2012 Hoffman Prize Winners Announced
Peter Farey Wins Prize for Second Time
The King's School in Canterbury have just announced that Marlowe Society member Peter Farey has been jointly awarded the twenty-third Calvin & Rose G Hoffman Prize for a distinguished publication on Christopher Marlowe. The joint winners are:
- Peter Farey for his essay entitled Arbella Stuart and Christopher Marlowe, and:
- Dr. Peter Roberts, Emeritus Reader in Early Modern British History at the University of Kent, for his essay Christopher Marlowe at Cambridge, 1580-1587: Presences and Absences.

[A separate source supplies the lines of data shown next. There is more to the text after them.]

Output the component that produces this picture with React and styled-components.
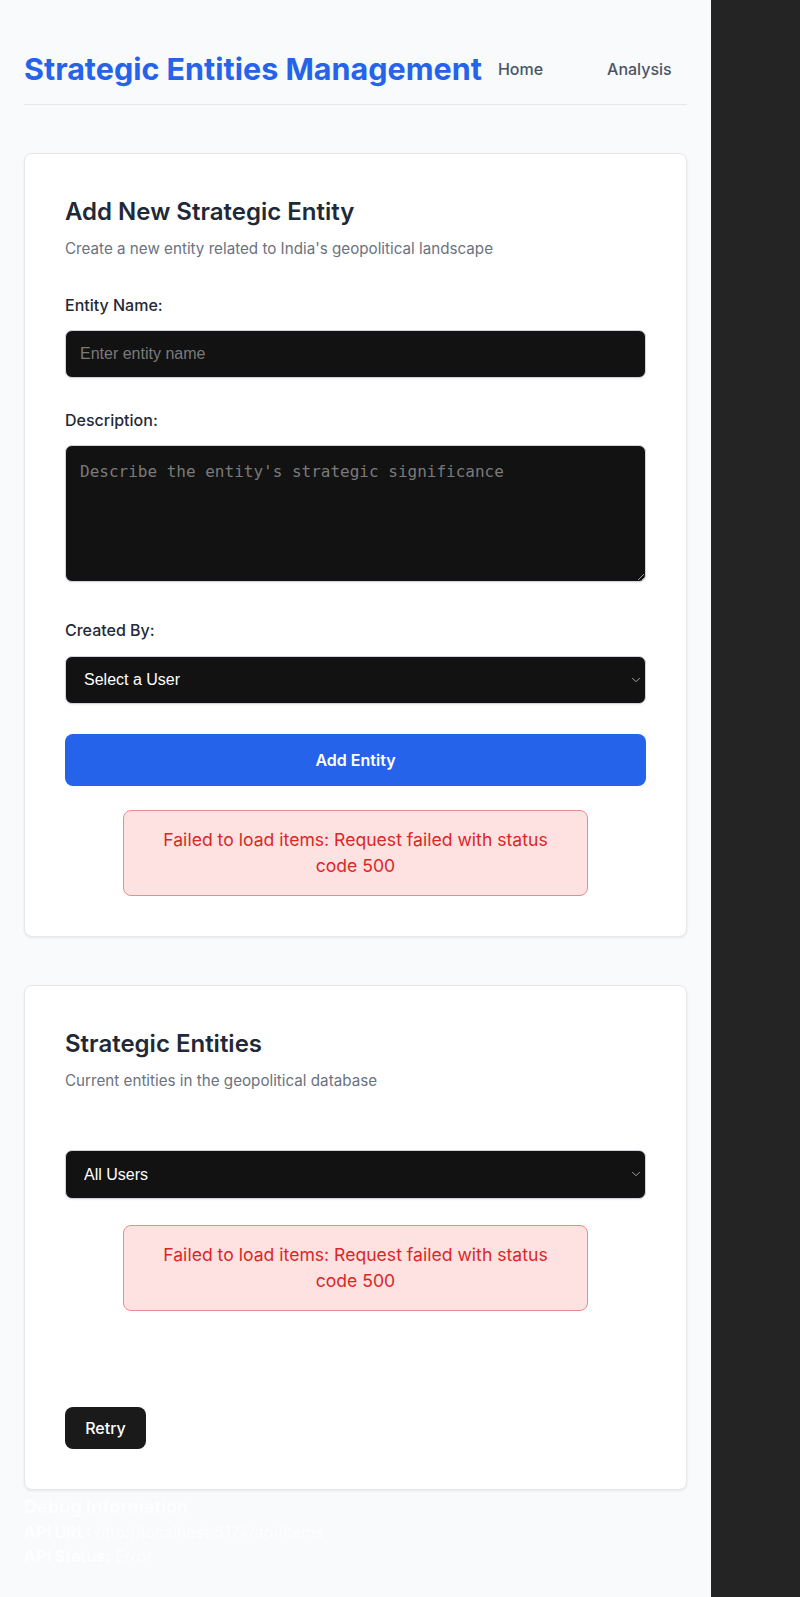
import React from 'react';
import styled, { createGlobalStyle } from 'styled-components';
import { ChevronDown } from 'lucide-react';

const GlobalStyle = createGlobalStyle`
  body {
    margin: 0;
    background-color: #242424;
    color: rgba(255, 255, 255, 0.87);
    font-family: Inter, "Liberation Sans", sans-serif;
    line-height: 1.5;
  }
`;

const Page = styled.div`
  width: 711px;
  min-height: 1597px;
  box-sizing: border-box;
  padding: 0 24px;
  background-color: #f8fafc;
`;

const Header = styled.header`
  display: flex;
  justify-content: space-between;
  align-items: center;
  padding: 46px 0 12px;
  border-bottom: 1px solid #e5e7eb;
`;

const Title = styled.h1`
  margin: 0;
  font: 700 30.5px Inter, sans-serif;
  line-height: 1.5;
  color: #2563eb;
  white-space: nowrap;
`;

const Nav = styled.nav`
  display: flex;
  gap: 32px;
`;

const NavLink = styled.a`
  padding: 8px 16px;
  font: 500 16px Inter, sans-serif;
  line-height: 1.5;
  color: #4b5563;
  text-decoration: none;
`;

const Card = styled.section`
  margin-top: ${(p) => p.$gap}px;
  padding: 40px;
  background: #ffffff;
  border: 1px solid #e5e7eb;
  border-radius: 8px;
  box-shadow: 0 1px 3px rgba(0, 0, 0, 0.08);
`;

const CardHead = styled.div`
  margin-bottom: ${(p) => p.$space}px;
`;

const CardTitle = styled.h2`
  margin: 0;
  font: 600 24px Inter, sans-serif;
  line-height: 1.5;
  color: #1f2937;
`;

const CardSubtitle = styled.p`
  margin: 8px 0 0;
  font: 400 15.2px Inter, sans-serif;
  line-height: 1.5;
  color: #6b7280;
`;

const FormGroup = styled.div`
  margin-bottom: ${(p) => p.$space ?? 29.5}px;
`;

const Label = styled.label`
  display: block;
  margin-bottom: 13.5px;
  font: 500 16px Inter, sans-serif;
  line-height: 1.5;
  color: #1f2937;
`;

const fieldBase = `
  display: block;
  width: 100%;
  box-sizing: border-box;
  background-color: #121212;
  color: #ffffff;
  border: 1px solid #d1d5db;
  border-radius: 7px;
  box-shadow: 0 1px 2px rgba(0, 0, 0, 0.06);
  color-scheme: dark;
  font-size: 16px;
  &::placeholder {
    color: #7a7a7a;
  }
`;

const TextInput = styled.input`
  ${fieldBase}
  height: 48px;
  padding: 0 14px;
  font-family: "Liberation Sans", Arial, sans-serif;
`;

const TextArea = styled.textarea`
  ${fieldBase}
  height: 137px;
  padding: 14px;
  font-family: "DejaVu Sans Mono", monospace;
  line-height: 1.5;
`;

const SelectWrap = styled.div`
  position: relative;
`;

const Select = styled.select`
  ${fieldBase}
  appearance: none;
  height: 48.5px;
  padding: 0 28px 0 18px;
  font-family: "Liberation Sans", Arial, sans-serif;
`;

const SelectArrow = styled(ChevronDown)`
  position: absolute;
  top: 50%;
  right: 3px;
  transform: translateY(-50%);
  color: #b8b8b8;
  pointer-events: none;
`;

const SubmitButton = styled.button`
  display: block;
  width: 100%;
  padding: 16px;
  border: none;
  border-radius: 8px;
  background-color: #2563eb;
  color: #ffffff;
  font: 600 16px Inter, sans-serif;
  cursor: pointer;
`;

const ErrorBox = styled.div`
  width: 80%;
  box-sizing: border-box;
  margin: ${(p) => p.$top}px auto 0;
  padding: 16px;
  background-color: #fee2e2;
  border: 1px solid #ec8a8a;
  border-radius: 8px;
  color: #dc2626;
  font: 400 17.6px Inter, sans-serif;
  line-height: 1.5;
  text-align: center;
`;

const RetryButton = styled.button`
  display: block;
  margin-top: 96px;
  padding: 0.6em 1.2em;
  border: 1px solid transparent;
  border-radius: 8px;
  background-color: #1a1a1a;
  color: #ffffff;
  font: 500 16px Inter, sans-serif;
  cursor: pointer;
`;

const Debug = styled.div`
  margin-top: 3px;
  color: rgba(255, 255, 255, 0.87);
  font: 400 16px Inter, sans-serif;
  line-height: 1.5;

  h3 {
    margin: 0;
    font-size: 18px;
    font-weight: 700;
  }

  p {
    margin: 0;
  }
`;

const UserSelect = ({ placeholder }) => (
  <SelectWrap>
    <Select defaultValue="">
      <option value="">{placeholder}</option>
    </Select>
    <SelectArrow size={14} strokeWidth={1.5} />
  </SelectWrap>
);

const App = () => {
  const error = 'Failed to load items: Request failed with status code 500';

  return (
    <Page>
      <GlobalStyle />
      <Header>
        <Title>Strategic Entities Management</Title>
        <Nav>
          <NavLink href="#">Home</NavLink>
          <NavLink href="#">Analysis</NavLink>
        </Nav>
      </Header>

      <Card $gap={48}>
        <CardHead $space={32}>
          <CardTitle>Add New Strategic Entity</CardTitle>
          <CardSubtitle>Create a new entity related to India's geopolitical landscape</CardSubtitle>
        </CardHead>
        <FormGroup>
          <Label>Entity Name:</Label>
          <TextInput placeholder="Enter entity name" />
        </FormGroup>
        <FormGroup $space={36}>
          <Label>Description:</Label>
          <TextArea placeholder="Describe the entity's strategic significance" />
        </FormGroup>
        <FormGroup>
          <Label>Created By:</Label>
          <UserSelect placeholder="Select a User" />
        </FormGroup>
        <SubmitButton>Add Entity</SubmitButton>
        <ErrorBox $top={24}>{error}</ErrorBox>
      </Card>

      <Card $gap={48}>
        <CardHead $space={57}>
          <CardTitle>Strategic Entities</CardTitle>
          <CardSubtitle>Current entities in the geopolitical database</CardSubtitle>
        </CardHead>
        <UserSelect placeholder="All Users" />
        <ErrorBox $top={26}>{error}</ErrorBox>
        <RetryButton>Retry</RetryButton>
      </Card>

      <Debug>
        <h3>Debug Information</h3>
        <p><strong>API URL:</strong> http://localhost:5174/api/items</p>
        <p><strong>API Status:</strong> Error</p>
      </Debug>
    </Page>
  );
};

export default App;
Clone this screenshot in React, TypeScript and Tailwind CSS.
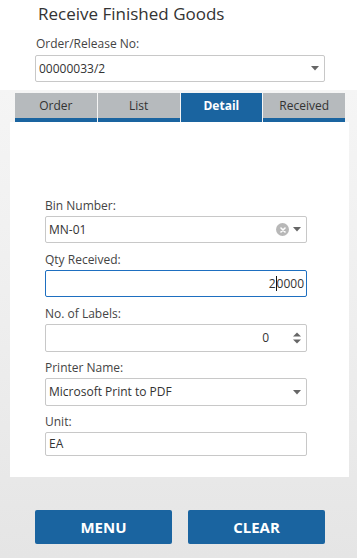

By a curious coincidence, both Peters have won the Hoffman Prize on a previous occasion: Peter Farey for his essay Hoffman and the Authorship in 2007, and Dr. Roberts for his submission in 2002 entitled "View but his picture in this tragic glass": Marlowe's Image and Identity. They now join Dominic Cleary (who jointly won the prize in both 2010 and 2011) in a distinguished trio of two-times winners.
Peter Farey's essay examines the question of whether the "Morley" who was for some three and a half years a tutor to Arbella Stuart - second only to James VI of Scotland as the heir to the English throne - was in fact Christopher Marlowe. Of the many biographers both of Arbella and of Marlowe, only two have given any serious consideration to this question, and concluded that whilst it may be possible it is not all that probable. Peter's essay argues that consideration of all the evidence currently available does in fact make it highly likely that Christopher Marlowe was the tutor in question, who had been planted on Arbella by Lord Burghley.
The Hoffman Prize was again adjudicated this year by Professor Park Honan, Emeritus Professor of English and American Literature at Leeds University and author of one the best biographies written about our playwright: Christopher Marlowe: Poet and Spy (2005). The prize itself was established as a bequest by , author of the 1955 book The Murder of the Man Who Was Shakespeare, which posited that Marlowe's death in Deptford in 1593 was in fact faked, and that he rather went on to write the works now attributed to Shakespeare. A substantial Trust Fund was set up that will be awarded to anybody who can produce "irrefutable" evidence that Marlowe was the real author.
In the meantime, an annual prize is also awarded for the essay that "most convincingly, authoritatively and informatively examines and discusses the life and works of Christopher Marlowe, and the authorship of the plays and poems now commonly attributed to Shakespeare". Both prizes are administered by the King's School, who appoint an appropriate adjudicator each year to make the judgement.
As well as Peter Farey, previous winners of the annual Prize have included Marlowe Society members Ros Barber in 2011, Donna Murphy in 2010, and Society Vice-President Prof. Lisa Hopkins (1994). Other winners have included Prof. James Shapiro (Columbia University, also 1994), Prof. Jonathan Bate (University of Liverpool, 1995), Prof. David Riggs (Stanford University, 1998), and Prof. Michael Hattaway (University of Sheffield, 2001).